The Shebab are a hardline Islamist organisation opposed to the national unity government led by President Sharif Sheikh Ahmed and who control large swathes of the troubled Horn of Africa country.
  
Officials had said that the kidnapping was likely motivated by resentment among some clans over perceived imbalance in UN recruitment for local jobs.
  
A local elder told AFP that no ransom was paid to obtain the four aid workers' release.
  
"The hostages were freed unconditionally and they are now safe in their compound," Abdullahi Nur Yerow said. "There were talks between the kidnappers and local elders, who contributed to their release."
  
The United Nations in a statement had confirmed the kidnapping earlier but did not specify the hostages' nationalities.
  
"They were on their way to the airport when their convoy was stopped by gunmen.
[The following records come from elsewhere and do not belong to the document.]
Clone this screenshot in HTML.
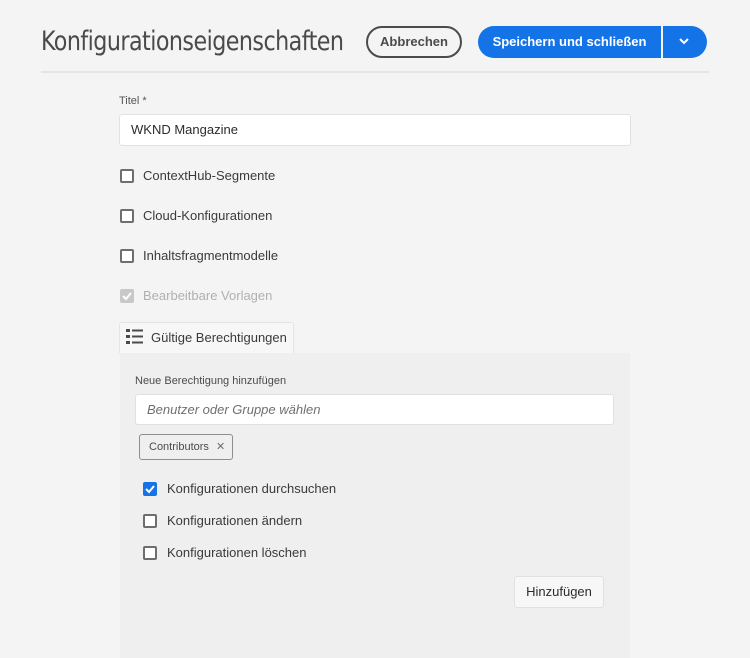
<!DOCTYPE html>
<html><head><style>
*{box-sizing:border-box;margin:0;padding:0}
body{width:750px;height:658px;background:#f4f4f4;font-family:"Liberation Sans",sans-serif;color:#2c2c2c;position:relative;overflow:hidden}
.a{position:absolute}
h1{position:absolute;left:41px;top:26px;font-size:27px;color:#4a4a4a;letter-spacing:-0.6px;font-family:"DejaVu Sans Condensed","Liberation Sans",sans-serif;font-weight:normal;transform:scaleX(0.915);transform-origin:left}
.cb{position:absolute;width:14px;height:14px;border:2px solid #6e6e6e;border-radius:2px;background:#fff}
.lbl{position:absolute;font-size:13px;color:#3a3a3a}
</style></head><body>
<h1>Konfigurationseigenschaften</h1>
<div class="a" style="left:366px;top:26px;width:96px;height:32px;border:2px solid #4b4b4b;border-radius:16px;font-size:13px;font-weight:bold;text-align:center;line-height:28px;color:#4b4b4b">Abbrechen</div>
<div class="a" style="left:478px;top:26px;width:183px;height:32px;background:#1473e6;border-radius:16px 0 0 16px;color:#fff;font-size:13px;font-weight:bold;text-align:center;line-height:32px">Speichern und schließen</div>
<div class="a" style="left:663px;top:26px;width:44px;height:32px;background:#1473e6;border-radius:0 16px 16px 0"><svg width="44" height="32"><path d="M17 13l4 4 4-4" stroke="#fff" stroke-width="2" fill="none"/></svg></div>
<div class="a" style="left:41px;top:71px;width:668px;height:2px;background:#e4e4e4"></div>
<div class="lbl" style="left:119px;top:95px;font-size:11px;color:#555">Titel *</div>
<div class="a" style="left:119px;top:114px;width:512px;height:32px;background:#fff;border:1px solid #e1e1e1;border-radius:3px;font-size:13px;line-height:30px;padding-left:11px">WKND Mangazine</div>
<div class="cb" style="left:120px;top:169px"></div><div class="lbl" style="left:143px;top:168px">ContextHub-Segmente</div>
<div class="cb" style="left:120px;top:209px"></div><div class="lbl" style="left:143px;top:208px">Cloud-Konfigurationen</div>
<div class="cb" style="left:120px;top:249px"></div><div class="lbl" style="left:143px;top:248px">Inhaltsfragmentmodelle</div>
<div class="a" style="left:120px;top:289px;width:14px;height:14px;background:#c8c8c8;border-radius:2px"><svg width="14" height="14"><path d="M3 7l3 3 5-6" stroke="#fff" stroke-width="2" fill="none"/></svg></div><div class="lbl" style="left:143px;top:288px;color:#b0b0b0">Bearbeitbare Vorlagen</div>
<div class="a" style="left:120px;top:353px;width:510px;height:305px;background:#efefef"></div>
<div class="a" style="left:119px;top:322px;width:175px;height:31px;background:#f7f7f7;border:1px solid #e4e4e4;border-bottom:none;border-radius:3px 3px 0 0"></div>
<svg class="a" style="left:126px;top:329px" width="18" height="16"><g fill="#4b4b4b"><rect x="0" y="0" width="4" height="3"/><rect x="6" y="0.5" width="11" height="2"/><rect x="0" y="6" width="4" height="3"/><rect x="6" y="6.5" width="11" height="2"/><rect x="0" y="12" width="4" height="3"/><rect x="6" y="12.5" width="11" height="2"/></g></svg>
<div class="lbl" style="left:151px;top:330px">Gültige Berechtigungen</div>
<div class="lbl" style="left:135px;top:375px;font-size:11px;color:#4b4b4b">Neue Berechtigung hinzufügen</div>
<div class="a" style="left:135px;top:394px;width:479px;height:31px;background:#fff;border:1px solid #e1e1e1;border-radius:3px;font-size:13px;font-style:italic;color:#707070;line-height:29px;padding-left:11px">Benutzer oder Gruppe wählen</div>
<div class="a" style="left:139px;top:434px;width:94px;height:26px;border:1px solid #8e8e8e;border-radius:3px;font-size:11px;line-height:24px;padding-left:9px;color:#4b4b4b">Contributors <span style="margin-left:4px;color:#6e6e6e">✕</span></div>
<div class="a" style="left:143px;top:482px;width:14px;height:14px;background:#1473e6;border-radius:2px"><svg width="14" height="14"><path d="M3 7l3 3 5-6" stroke="#fff" stroke-width="2" fill="none"/></svg></div><div class="lbl" style="left:167px;top:481px">Konfigurationen durchsuchen</div>
<div class="cb" style="left:143px;top:514px"></div><div class="lbl" style="left:167px;top:513px">Konfigurationen ändern</div>
<div class="cb" style="left:143px;top:546px"></div><div class="lbl" style="left:167px;top:545px">Konfigurationen löschen</div>
<div class="a" style="left:514px;top:576px;width:90px;height:32px;background:#f7f7f7;border:1px solid #e1e1e1;border-radius:3px;font-size:13px;text-align:center;line-height:30px">Hinzufügen</div>
</body></html>
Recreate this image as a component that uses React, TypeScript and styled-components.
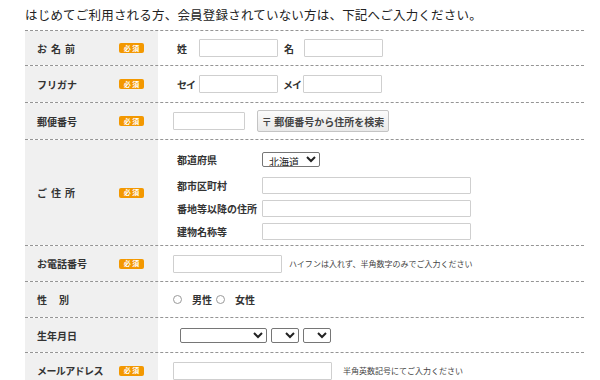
import styled, { createGlobalStyle } from 'styled-components';

const GlobalStyle = createGlobalStyle`
  body {
    margin: 0;
    background: #fff;
    font-family: "Noto Sans CJK JP", "Noto Sans", sans-serif;
    color: #333;
  }
`;

const prefectures = ['北海道', '青森県', '岩手県', '宮城県'];

function Badge() {
  return <BadgeStyle>必 須</BadgeStyle>;
}

function App() {
  return (
    <>
      <GlobalStyle />
      <Page>
        <Title>はじめてご利用される方、会員登録されていない方は、下記へご入力ください。</Title>
        <FormTable>
          <Row $h={35}>
            <LabelCell>
              <LabelText $ls={4}>お名前</LabelText>
              <Badge />
            </LabelCell>
            <FieldCell $pl={19}>
              <SubLabel $w={22}>姓</SubLabel>
              <TextInput $w={79} />
              <SubLabel $w={20} $ml={6}>名</SubLabel>
              <TextInput $w={79} />
            </FieldCell>
          </Row>
          <Row $h={37}>
            <LabelCell>
              <LabelText>フリガナ</LabelText>
              <Badge />
            </LabelCell>
            <FieldCell $pl={19}>
              <SubLabel $w={22} $tight>セイ</SubLabel>
              <TextInput $w={79} />
              <SubLabel $w={20} $ml={5} $tight>メイ</SubLabel>
              <TextInput $w={79} />
            </FieldCell>
          </Row>
          <Row $h={37}>
            <LabelCell>
              <LabelText>郵便番号</LabelText>
              <Badge />
            </LabelCell>
            <FieldCell>
              <TextInput $w={72} />
              <SearchButton type="button">〒 郵便番号から住所を検索</SearchButton>
            </FieldCell>
          </Row>
          <Row $h={106}>
            <LabelCell>
              <LabelText $ls={4}>ご住所</LabelText>
              <Badge />
            </LabelCell>
            <FieldCell $pl={19}>
              <AddressGrid>
                <SubLabel>都道府県</SubLabel>
                <div>
                  <Select $w={58} defaultValue="北海道">
                    {prefectures.map((p) => (
                      <option key={p}>{p}</option>
                    ))}
                  </Select>
                </div>
                <SubLabel>都市区町村</SubLabel>
                <TextInput $w={209} $h={17} />
                <SubLabel>番地等以降の住所</SubLabel>
                <TextInput $w={209} $h={17} />
                <SubLabel>建物名称等</SubLabel>
                <TextInput $w={209} $h={17} />
              </AddressGrid>
            </FieldCell>
          </Row>
          <Row $h={36}>
            <LabelCell>
              <LabelText>お電話番号</LabelText>
              <Badge />
            </LabelCell>
            <FieldCell>
              <TextInput $w={109} />
              <Note>ハイフンは入れず、半角数字のみでご入力ください</Note>
            </FieldCell>
          </Row>
          <Row $h={36}>
            <LabelCell>
              <LabelText $ls={12}>性別</LabelText>
            </LabelCell>
            <FieldCell>
              <RadioLabel>
                <Radio type="radio" name="sex" />
                男性
              </RadioLabel>
              <RadioLabel>
                <Radio type="radio" name="sex" />
                女性
              </RadioLabel>
            </FieldCell>
          </Row>
          <Row $h={35}>
            <LabelCell>
              <LabelText>生年月日</LabelText>
            </LabelCell>
            <FieldCell $pl={22}>
              <Select $w={87} defaultValue="">
                <option value=""></option>
              </Select>
              <Select $w={28} $ml={4} defaultValue="">
                <option value=""></option>
              </Select>
              <Select $w={28} $ml={4} defaultValue="">
                <option value=""></option>
              </Select>
            </FieldCell>
          </Row>
          <Row $h={36}>
            <LabelCell>
              <LabelText $tight>メールアドレス</LabelText>
              <Badge />
            </LabelCell>
            <FieldCell>
              <TextInput $w={159} />
              <Note $ml={11}>半角英数記号にてご入力ください</Note>
            </FieldCell>
          </Row>
        </FormTable>
      </Page>
    </>
  );
}

export default App;

const Page = styled.div`
  width: 600px;
  height: 380px;
  overflow: hidden;
  padding: 0 16px 0 25px;
  box-sizing: border-box;
`;

const Title = styled.h1`
  margin: 0;
  height: 30px;
  line-height: 30px;
  font-size: 12.5px;
  font-weight: normal;
  letter-spacing: 0.2px;
  color: #222;
  white-space: nowrap;
`;

const FormTable = styled.div`
  width: 559px;
`;

const Row = styled.div<{ $h: number }>`
  display: grid;
  grid-template-columns: 133px 1fr;
  height: ${(p) => p.$h}px;
  border-top: 1px dashed #959595;
  box-sizing: border-box;
`;

const LabelCell = styled.div`
  display: flex;
  align-items: center;
  padding-left: 12px;
  background: #f0f0f0;
`;

const LabelText = styled.span<{ $ls?: number; $tight?: boolean }>`
  width: 82px;
  font-size: 10px;
  font-weight: bold;
  letter-spacing: ${(p) => (p.$tight ? -0.6 : p.$ls ?? 0)}px;
  white-space: nowrap;
  color: #333;
`;

const BadgeStyle = styled.span`
  display: inline-flex;
  align-items: center;
  justify-content: center;
  width: 25px;
  height: 10px;
  border-radius: 2px;
  background: #f39800;
  color: #fff;
  font-size: 7px;
  font-weight: bold;
  line-height: 1;
`;

const FieldCell = styled.div<{ $pl?: number }>`
  display: flex;
  align-items: center;
  padding-left: ${(p) => p.$pl ?? 15}px;
`;

const SubLabel = styled.span<{ $w?: number; $ml?: number; $tight?: boolean }>`
  ${(p) => (p.$w ? `width: ${p.$w}px;` : '')}
  margin-left: ${(p) => p.$ml ?? 0}px;
  font-size: 10px;
  font-weight: bold;
  letter-spacing: ${(p) => (p.$tight ? -1 : 0)}px;
  color: #333;
  white-space: nowrap;
`;

const TextInput = styled.input<{ $w: number; $h?: number }>`
  width: ${(p) => p.$w}px;
  height: ${(p) => p.$h ?? 18}px;
  box-sizing: border-box;
  border: 1px solid #cfcfcf;
  border-radius: 1px;
  background: #fff;
  padding: 0 3px;
  margin: 0;
`;

const SearchButton = styled.button`
  margin-left: 12px;
  width: 132px;
  height: 22px;
  box-sizing: border-box;
  border: 1px solid #c4c4c4;
  border-radius: 2px;
  background: linear-gradient(#fbfbfb, #e9e9e9);
  font-family: inherit;
  font-size: 10px;
  font-weight: bold;
  color: #444;
  padding: 0;
`;

const AddressGrid = styled.div`
  display: grid;
  grid-template-columns: 85px auto;
  align-items: center;
  row-gap: 6px;
  margin-top: 2px;
`;

const Select = styled.select<{ $w: number; $ml?: number }>`
  width: ${(p) => p.$w}px;
  height: 15px;
  margin: 0 0 0 ${(p) => p.$ml ?? 0}px;
  box-sizing: border-box;
  border: 1px solid #767676;
  border-radius: 2px;
  background: #fff;
  font-family: inherit;
  font-size: 10px;
  padding: 0 0 0 2px;
  color: #222;
`;

const Note = styled.span<{ $ml?: number }>`
  margin-left: ${(p) => p.$ml ?? 7}px;
  font-size: 8px;
  color: #444;
  white-space: nowrap;
`;

const RadioLabel = styled.label`
  display: inline-flex;
  align-items: center;
  margin-right: 4px;
  font-size: 10px;
  font-weight: bold;
  color: #333;
`;

const Radio = styled.input`
  appearance: none;
  width: 9px;
  height: 9px;
  margin: 0 10px 0 0;
  border: 1px solid #9a9a9a;
  border-radius: 50%;
  background: #fff;
`;
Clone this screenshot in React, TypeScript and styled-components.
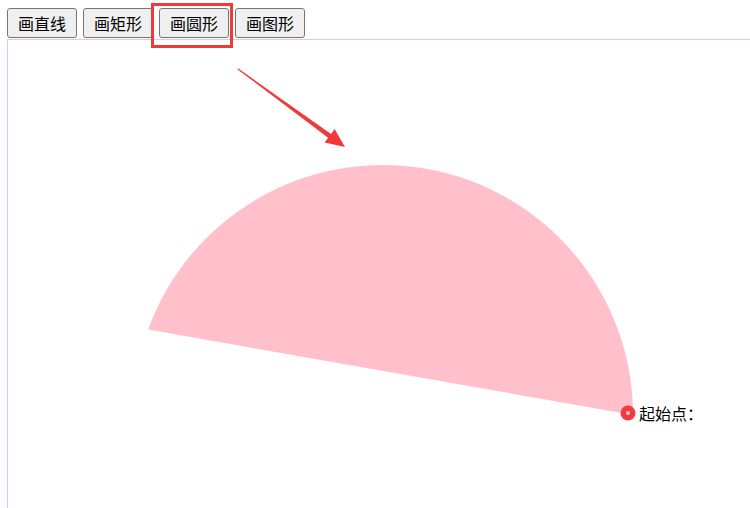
import React from 'react';
import styled, { createGlobalStyle } from 'styled-components';

const GlobalStyle = createGlobalStyle`
  html, body {
    margin: 0;
    background: #fff;
    overflow: hidden;
  }
`;

const Page = styled.div`
  width: 750px;
  height: 508px;
  padding: 8px 0 0 7px;
  box-sizing: border-box;
  overflow: hidden;
  font-family: "Noto Sans CJK SC", "Liberation Sans", sans-serif;
`;

const Toolbar = styled.div`
  display: flex;
  gap: 6px;
  height: 31px;
`;

const ToolButton = styled.button<{ $marked?: boolean }>`
  position: relative;
  height: 30px;
  padding: 0 10px;
  border: 1px solid #767676;
  border-radius: 3px;
  background: #efefef;
  color: #000;
  font-family: "Noto Sans CJK SC", sans-serif;
  font-size: 16px;
  line-height: 28px;
  cursor: pointer;

  &::after {
    content: '';
    display: ${p => (p.$marked ? 'block' : 'none')};
    position: absolute;
    top: -6px;
    left: -9px;
    right: -5px;
    bottom: -11px;
    border: 3px solid #f03a3a;
    pointer-events: none;
  }
`;

const Board = styled.div`
  width: 800px;
  height: 500px;
  border: 1px solid pink;
  box-sizing: content-box;
`;

const Label = styled.text`
  font-family: "Noto Sans CJK SC", sans-serif;
  font-size: 16px;
  fill: #000;
`;

const tools = ['画直线', '画矩形', '画圆形', '画图形'];

// 圆心 (375, 375)，半径 250，从 0 逆时针画到 200°
const cx = 375;
const cy = 375;
const r = 250;
const end = (200 * Math.PI) / 180;
const ex = cx + r * Math.cos(end);
const ey = cy + r * Math.sin(end);
const segment = `M ${cx + r} ${cy} A ${r} ${r} 0 0 0 ${ex} ${ey} Z`;

const App = () => {
  return (
    <Page>
      <GlobalStyle />
      <Toolbar>
        {tools.map((t, i) => (
          <ToolButton key={t} $marked={i === 2}>
            {t}
          </ToolButton>
        ))}
      </Toolbar>
      <Board>
        <svg width="800" height="500" viewBox="0 0 800 500">
          <path d={segment} fill="pink" />
          <circle cx="620" cy="373" r="7.5" fill="#f53a3f" />
          <circle cx="620" cy="373" r="2" fill="#ffd0d4" />
          <Label x="631" y="380">起始点：</Label>
          <polygon
            points="230.3,28.6 323.1,94 326.6,89 337,107 316.6,102.5 320.1,97.8 229.7,29.4"
            fill="#f03a3a"
          />
        </svg>
      </Board>
    </Page>
  );
};

export default App;
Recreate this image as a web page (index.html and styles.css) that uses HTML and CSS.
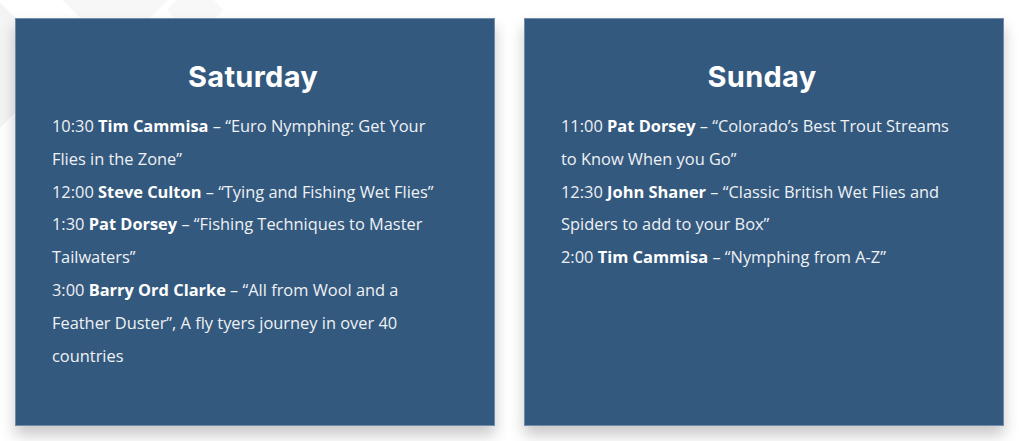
FILE: index.html
```html
<!DOCTYPE html>
<html lang="en">
<head>
<meta charset="utf-8">
<title>Schedule</title>
<link rel="stylesheet" href="styles.css">
</head>
<body>
<div class="bg">
  <span class="shape s1"></span>
  <span class="shape s2"></span>
  <span class="shape s3"></span>
</div>
<main class="days">
  <section class="card">
    <h2 class="day">Saturday</h2>
    <p class="item">10:30 <strong>Tim Cammisa</strong> – “Euro Nymphing: Get Your Flies in the Zone”</p>
    <p class="item">12:00 <strong>Steve Culton</strong> – “Tying and Fishing Wet Flies”</p>
    <p class="item">1:30 <strong>Pat Dorsey</strong> – “Fishing Techniques to Master Tailwaters”</p>
    <p class="item">3:00 <strong>Barry Ord Clarke</strong> – “All from Wool and a Feather Duster”, A fly tyers journey in over 40 countries</p>
  </section>
  <section class="card">
    <h2 class="day">Sunday</h2>
    <p class="item">11:00 <strong>Pat Dorsey</strong> – “Colorado’s Best Trout Streams to Know When you Go”</p>
    <p class="item">12:30 <strong>John Shaner</strong> – “Classic British Wet Flies and Spiders to add to your Box”</p>
    <p class="item">2:00 <strong>Tim Cammisa</strong> – “Nymphing from A-Z”</p>
  </section>
</main>
</body>
</html>
```

FILE: styles.css
```css
html, body {
  margin: 0;
  padding: 0;
  background: #ffffff;
}

body {
  width: 1023px;
  height: 441px;
  overflow: hidden;
  position: relative;
  font-family: "Open Sans", "Liberation Sans", sans-serif;
}

.bg {
  position: absolute;
  inset: 0;
  z-index: 0;
  pointer-events: none;
}

.shape {
  position: absolute;
  display: block;
  transform: rotate(45deg);
}

.s1 {
  left: -70px;
  top: 10px;
  width: 110px;
  height: 110px;
  background: #f4f4f4;
}

.s2 {
  left: 60px;
  top: -80px;
  width: 110px;
  height: 110px;
  background: #f7f7f7;
}

.s3 {
  left: 175px;
  top: -10px;
  width: 40px;
  height: 40px;
  background: #f8f8f8;
}

.days {
  position: relative;
  z-index: 1;
  display: flex;
  gap: 29px;
  padding: 18px 0 0 15px;
}

.card {
  box-sizing: border-box;
  width: 480px;
  height: 408px;
  background: #34597e;
  border: 1px solid #6f8cab;
  box-shadow: 0 9px 14px rgba(0, 0, 0, 0.22);
  padding: 36px 40px 0 36px;
  color: #eef1f5;
}

.day {
  margin: 0 0 11px;
  text-align: center;
  font-family: "Inter", "Liberation Sans", sans-serif;
  font-weight: 700;
  font-size: 29px;
  letter-spacing: 0.3px;
  line-height: 44px;
  color: #ffffff;
}

.item {
  margin: 0;
  font-size: 16.4px;
  line-height: 32.8px;
}

.item strong {
  font-weight: 700;
  color: #ffffff;
}
```
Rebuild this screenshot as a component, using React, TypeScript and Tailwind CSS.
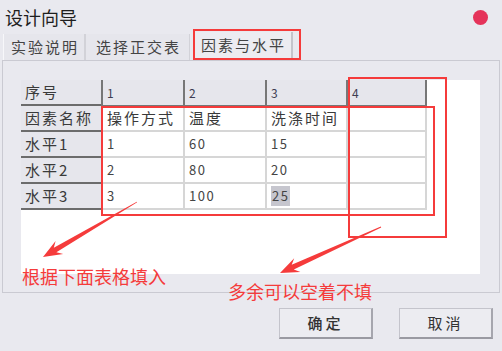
import React from 'react';

const cjk = '"Noto Sans CJK SC", "Noto Sans", sans-serif';

// table rows: label + 4 cells
const rows = [
  { label: '因素名称', cells: ['操作方式', '温度', '洗涤时间', ''] },
  { label: '水平1', cells: ['1', '60', '15', ''] },
  { label: '水平2', cells: ['2', '80', '20', ''] },
  { label: '水平3', cells: ['3', '100', '25', ''] },
];

const colW = ['w-[82px]', 'w-[82px]', 'w-[81px]', 'w-[81px]'];

// tapered arrow polygon from start (thin) to tip
function arrowPoints(sx: number, sy: number, tx: number, ty: number) {
  const dx = tx - sx;
  const dy = ty - sy;
  const len = Math.hypot(dx, dy);
  const ux = dx / len;
  const uy = dy / len;
  const nx = -uy;
  const ny = ux;
  const p = (along: number, side: number) =>
    `${(tx - ux * along + nx * side).toFixed(1)},${(ty - uy * along + ny * side).toFixed(1)}`;
  const s = (side: number) => `${(sx + nx * side).toFixed(1)},${(sy + ny * side).toFixed(1)}`;
  return [s(0.4), p(14, 2.6), p(19, 7.5), p(0, 0), p(19, -7.5), p(14, -2.6), s(-0.4)].join(' ');
}

export default function App() {
  return (
    <div
      className="relative w-[502px] h-[351px] overflow-hidden bg-[#e9e9ef] text-[#3a3a3a]"
      style={{ fontFamily: cjk }}
    >
      {/* Title bar */}
      <div className="flex h-[30px] items-center justify-between pl-[5px] pr-[14px] pt-[4px]">
        <span className="text-[18px] leading-none text-[#1e1e1e]">设计向导</span>
        <span className="block h-[15px] w-[15px] rounded-full bg-[#e5335a]" />
      </div>

      {/* Tabs */}
      <div className="flex h-[30px] items-end pl-[3px] text-[15px] tracking-[2px] text-[#444]">
        <div className="flex h-[26px] w-[83px] items-center justify-center border-l border-[#f7f7fa] border-r-2 border-r-[#d2d2d8] bg-[#e6e6ec] pl-[2px]">
          实验说明
        </div>
        <div className="flex h-[26px] w-[104px] items-center justify-center border-r border-[#d2d2d8] bg-[#e6e6ec] pl-[2px]">
          选择正交表
        </div>
        <div className="ml-[3px] flex h-[28px] w-[100px] items-center justify-center border-l border-[#f7f7fa] border-r-2 border-r-[#c4c4cb] bg-[#ececf1] pb-[1px] pl-[2px]">
          因素与水平
        </div>
      </div>

      {/* Panel */}
      <div className="mx-[2px] h-[233px] border border-[#cacad2] pl-[18px] pt-[19px]">
        <div className="h-[194px] w-[459px] bg-white">
          <div className="flex">
            <div className="flex h-[26px] w-[80px] items-center border-b-2 border-[#6c6c6c] bg-[#e6e6ec] pl-[4px] text-[15px] tracking-[2px]">
              序号
            </div>
            {['1', '2', '3', '4'].map((n, i) => (
              <div
                key={n}
                className={`flex h-[26px] ${colW[i]} items-center border-b border-l-2 border-[#777] bg-[#e6e6ec] pl-[4px] text-[12px] text-[#3d3d52] ${i === 3 ? 'border-r-2' : ''}`}
              >
                {n}
              </div>
            ))}
          </div>
          {rows.map((r) => (
            <div key={r.label} className="flex">
              <div className="flex h-[26px] w-[80px] items-center border-b-2 border-[#6c6c6c] bg-[#e6e6ec] pl-[4px] text-[15px] tracking-[2px]">
                {r.label}
              </div>
              {r.cells.map((c, i) => (
                <div
                  key={i}
                  className={`flex h-[26px] ${colW[i]} items-center border-b-2 border-l-2 border-[#d6d6d6] pl-[4px] ${i === 3 ? 'border-r-2' : ''} ${/^\d+$/.test(c) ? 'text-[13px] tracking-[1.5px] text-[#444]' : 'text-[15px] tracking-[2px]'}`}
                >
                  {c === '25' ? <span className="bg-[#c6c6ce] px-[1px]">{c}</span> : c}
                </div>
              ))}
            </div>
          ))}
        </div>
      </div>

      {/* Buttons */}
      <div className="mt-[15px] flex justify-end gap-[26px] pr-[9px]">
        <button className="h-[31px] w-[94px] border border-[#c4c4cc] border-b-2 border-b-[#9a9aa2] border-r-2 border-r-[#a6a6ae] bg-[#ececf1] text-[15px] font-medium tracking-[3px] text-[#333]">
          确定
        </button>
        <button className="h-[31px] w-[94px] border border-[#c4c4cc] border-b-2 border-b-[#9a9aa2] border-r-2 border-r-[#a6a6ae] bg-[#ececf1] text-[15px] tracking-[3px] text-[#333]">
          取消
        </button>
      </div>

      {/* Annotation boxes */}
      <div className="absolute left-[193px] top-[29px] h-[31px] w-[108px] border-2 border-[#f53b3b]" />
      <div className="absolute left-[101px] top-[106px] h-[110px] w-[334px] border-2 border-[#f53b3b]" />
      <div className="absolute left-[348px] top-[77px] h-[161px] w-[99px] border-2 border-[#f53b3b]" />

      {/* Annotation arrows */}
      <svg className="pointer-events-none absolute left-0 top-0" width="502" height="351">
        <polygon points={arrowPoints(137, 202, 43, 257)} fill="#f53b3b" />
        <polygon points={arrowPoints(381, 227, 280, 273)} fill="#f53b3b" />
      </svg>

      {/* Annotation text */}
      <div className="absolute left-[22px] top-[265px] text-[18px] leading-[22px] text-[#f53b3b]">
        根据下面表格填入
      </div>
      <div className="absolute left-[228px] top-[280px] text-[18px] leading-[22px] text-[#f53b3b]">
        多余可以空着不填
      </div>
    </div>
  );
}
No violence or shooting was reported to have occurred during the incident," the statement said.
  
A local UN employee who asked not to be named said the four work for the World Food Programme (WFP) and the UN Development Programme (UNDP).
  
The UN employee added the hostages had recently flown back from the city of Hargeysa, in the northern self-declared state of Somaliland, and were making a stopover in Wajid on their way to Nairobi.
  
The WFP has offices in Wajid, a major food distribution centre for the region.
  
Jobs with UN agencies are highly sought after in the impoverished country and recruitment is often a source of tension, with local clans and sub-clans demanding equal shares.
  
Kidnappings of foreign aid workers and journalists by ransom-seeking armed groups are frequent in conflict-wracked Somalia.
  
UN agencies attempting to deliver food aid to the 3.25 million Somalis it estimates need humanitarian support have been repeatedly targeted.
  
Four WFP employees have been killed in the Horn of Africa country since August last year.
  
Two elderly Italian nuns kidnapped on the Kenyan side of the border in November were recently released after being held for three months and a foreign mine worker abducted in Puntland was also freed last month.
  
There is still no word from a Canadian journalist and an Australian photographer abducted last August, although a Somali journalist and two drivers taken with them were released in January.
  
A tribal chief negotiating their release said in September the kidnap gang wanted a ransom of 2.5 million dollars (1.95 million euros).
  
Four aid workers employed by the French NGO Action Contre la Faim (Action against hunger) and their two Kenyan pilots have been held hostage in Somalia since November.
  
The spate of kidnappings has complicated the delivery of aid to the most affected populations in Somalia, a country long plagued by civil wars and humanitarian emergencies.
  
The country has had no effective central authority since the 1991 ouster of former president Mohamed Siad Barre touched off a bloody cycle of clashes between rival factions.